*CHALLENGE*. Your task is to copy the listing exactly. Drop any pictures from the copy.

━━━ DATASET SECTION

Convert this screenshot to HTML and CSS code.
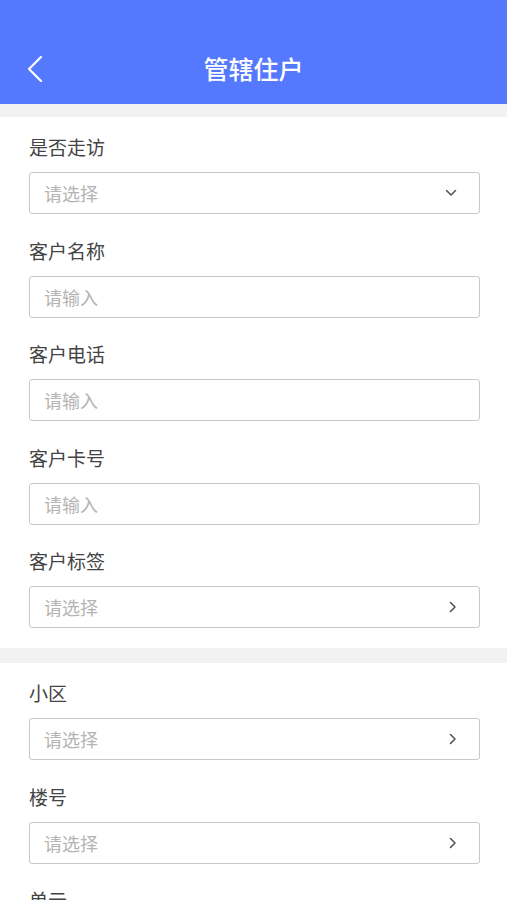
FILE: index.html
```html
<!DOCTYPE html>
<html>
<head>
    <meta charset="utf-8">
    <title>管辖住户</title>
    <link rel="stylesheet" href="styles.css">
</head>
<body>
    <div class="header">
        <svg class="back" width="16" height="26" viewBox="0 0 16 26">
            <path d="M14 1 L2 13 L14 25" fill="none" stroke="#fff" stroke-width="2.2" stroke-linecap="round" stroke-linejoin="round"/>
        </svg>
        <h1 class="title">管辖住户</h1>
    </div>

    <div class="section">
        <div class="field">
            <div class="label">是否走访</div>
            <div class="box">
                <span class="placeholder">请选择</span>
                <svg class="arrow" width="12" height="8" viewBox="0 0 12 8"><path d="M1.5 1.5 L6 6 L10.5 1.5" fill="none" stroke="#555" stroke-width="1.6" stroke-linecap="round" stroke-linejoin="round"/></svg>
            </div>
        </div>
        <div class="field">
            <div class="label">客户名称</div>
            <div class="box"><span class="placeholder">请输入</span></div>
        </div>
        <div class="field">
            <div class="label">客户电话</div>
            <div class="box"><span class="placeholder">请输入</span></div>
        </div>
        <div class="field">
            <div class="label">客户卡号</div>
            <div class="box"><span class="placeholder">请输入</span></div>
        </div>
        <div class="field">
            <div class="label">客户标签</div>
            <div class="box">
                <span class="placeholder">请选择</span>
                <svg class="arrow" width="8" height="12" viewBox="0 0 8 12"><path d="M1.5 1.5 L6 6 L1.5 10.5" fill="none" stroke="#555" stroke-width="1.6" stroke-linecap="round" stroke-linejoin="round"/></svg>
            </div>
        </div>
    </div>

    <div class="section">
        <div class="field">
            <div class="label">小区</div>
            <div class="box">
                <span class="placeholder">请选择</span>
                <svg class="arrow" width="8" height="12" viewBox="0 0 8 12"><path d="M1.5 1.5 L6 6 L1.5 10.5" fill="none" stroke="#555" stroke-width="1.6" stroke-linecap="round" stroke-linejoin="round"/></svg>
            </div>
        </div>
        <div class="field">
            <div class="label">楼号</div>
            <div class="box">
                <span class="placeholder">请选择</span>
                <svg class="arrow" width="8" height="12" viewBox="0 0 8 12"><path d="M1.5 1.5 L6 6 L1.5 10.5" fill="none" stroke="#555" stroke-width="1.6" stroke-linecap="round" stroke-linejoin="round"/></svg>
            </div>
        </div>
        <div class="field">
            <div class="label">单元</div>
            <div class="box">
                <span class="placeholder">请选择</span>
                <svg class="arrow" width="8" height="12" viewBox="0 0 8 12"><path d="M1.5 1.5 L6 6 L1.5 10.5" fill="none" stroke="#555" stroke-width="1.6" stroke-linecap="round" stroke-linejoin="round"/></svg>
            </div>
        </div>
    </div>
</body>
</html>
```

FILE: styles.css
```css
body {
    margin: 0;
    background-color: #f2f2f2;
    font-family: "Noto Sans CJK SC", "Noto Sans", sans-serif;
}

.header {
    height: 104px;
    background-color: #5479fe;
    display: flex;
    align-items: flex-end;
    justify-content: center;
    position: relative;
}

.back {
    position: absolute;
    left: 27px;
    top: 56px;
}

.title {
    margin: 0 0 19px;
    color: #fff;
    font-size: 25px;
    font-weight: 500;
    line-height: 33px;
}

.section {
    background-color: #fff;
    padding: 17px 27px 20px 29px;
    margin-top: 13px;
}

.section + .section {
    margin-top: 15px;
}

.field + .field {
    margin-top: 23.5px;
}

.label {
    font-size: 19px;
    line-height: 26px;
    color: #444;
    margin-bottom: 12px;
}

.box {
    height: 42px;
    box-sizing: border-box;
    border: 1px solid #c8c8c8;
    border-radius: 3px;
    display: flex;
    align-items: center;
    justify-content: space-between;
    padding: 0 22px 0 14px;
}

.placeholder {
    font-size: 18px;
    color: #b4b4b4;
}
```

━━━━━━

*FINISHED ANSWER*.
Convert this screenshot to HTML and CSS code.
FILE: index.html
```html
<!DOCTYPE html>
<html>
<head>
    <meta charset="utf-8">
    <title>管辖住户</title>
    <link rel="stylesheet" href="styles.css">
</head>
<body>
    <div class="header">
        <svg class="back" width="16" height="26" viewBox="0 0 16 26">
            <path d="M14 1 L2 13 L14 25" fill="none" stroke="#fff" stroke-width="2.2" stroke-linecap="round" stroke-linejoin="round"/>
        </svg>
        <h1 class="title">管辖住户</h1>
    </div>

    <div class="section">
        <div class="field">
            <div class="label">是否走访</div>
            <div class="box">
                <span class="placeholder">请选择</span>
                <svg class="arrow" width="12" height="8" viewBox="0 0 12 8"><path d="M1.5 1.5 L6 6 L10.5 1.5" fill="none" stroke="#555" stroke-width="1.6" stroke-linecap="round" stroke-linejoin="round"/></svg>
            </div>
        </div>
        <div class="field">
            <div class="label">客户名称</div>
            <div class="box"><span class="placeholder">请输入</span></div>
        </div>
        <div class="field">
            <div class="label">客户电话</div>
            <div class="box"><span class="placeholder">请输入</span></div>
        </div>
        <div class="field">
            <div class="label">客户卡号</div>
            <div class="box"><span class="placeholder">请输入</span></div>
        </div>
        <div class="field">
            <div class="label">客户标签</div>
            <div class="box">
                <span class="placeholder">请选择</span>
                <svg class="arrow" width="8" height="12" viewBox="0 0 8 12"><path d="M1.5 1.5 L6 6 L1.5 10.5" fill="none" stroke="#555" stroke-width="1.6" stroke-linecap="round" stroke-linejoin="round"/></svg>
            </div>
        </div>
    </div>

    <div class="section">
        <div class="field">
            <div class="label">小区</div>
            <div class="box">
                <span class="placeholder">请选择</span>
                <svg class="arrow" width="8" height="12" viewBox="0 0 8 12"><path d="M1.5 1.5 L6 6 L1.5 10.5" fill="none" stroke="#555" stroke-width="1.6" stroke-linecap="round" stroke-linejoin="round"/></svg>
            </div>
        </div>
        <div class="field">
            <div class="label">楼号</div>
            <div class="box">
                <span class="placeholder">请选择</span>
                <svg class="arrow" width="8" height="12" viewBox="0 0 8 12"><path d="M1.5 1.5 L6 6 L1.5 10.5" fill="none" stroke="#555" stroke-width="1.6" stroke-linecap="round" stroke-linejoin="round"/></svg>
            </div>
        </div>
        <div class="field">
            <div class="label">单元</div>
            <div class="box">
                <span class="placeholder">请选择</span>
                <svg class="arrow" width="8" height="12" viewBox="0 0 8 12"><path d="M1.5 1.5 L6 6 L1.5 10.5" fill="none" stroke="#555" stroke-width="1.6" stroke-linecap="round" stroke-linejoin="round"/></svg>
            </div>
        </div>
    </div>
</body>
</html>
```

FILE: styles.css
```css
body {
    margin: 0;
    background-color: #f2f2f2;
    font-family: "Noto Sans CJK SC", "Noto Sans", sans-serif;
}

.header {
    height: 104px;
    background-color: #5479fe;
    display: flex;
    align-items: flex-end;
    justify-content: center;
    position: relative;
}

.back {
    position: absolute;
    left: 27px;
    top: 56px;
}

.title {
    margin: 0 0 19px;
    color: #fff;
    font-size: 25px;
    font-weight: 500;
    line-height: 33px;
}

.section {
    background-color: #fff;
    padding: 17px 27px 20px 29px;
    margin-top: 13px;
}

.section + .section {
    margin-top: 15px;
}

.field + .field {
    margin-top: 23.5px;
}

.label {
    font-size: 19px;
    line-height: 26px;
    color: #444;
    margin-bottom: 12px;
}

.box {
    height: 42px;
    box-sizing: border-box;
    border: 1px solid #c8c8c8;
    border-radius: 3px;
    display: flex;
    align-items: center;
    justify-content: space-between;
    padding: 0 22px 0 14px;
}

.placeholder {
    font-size: 18px;
    color: #b4b4b4;
}
```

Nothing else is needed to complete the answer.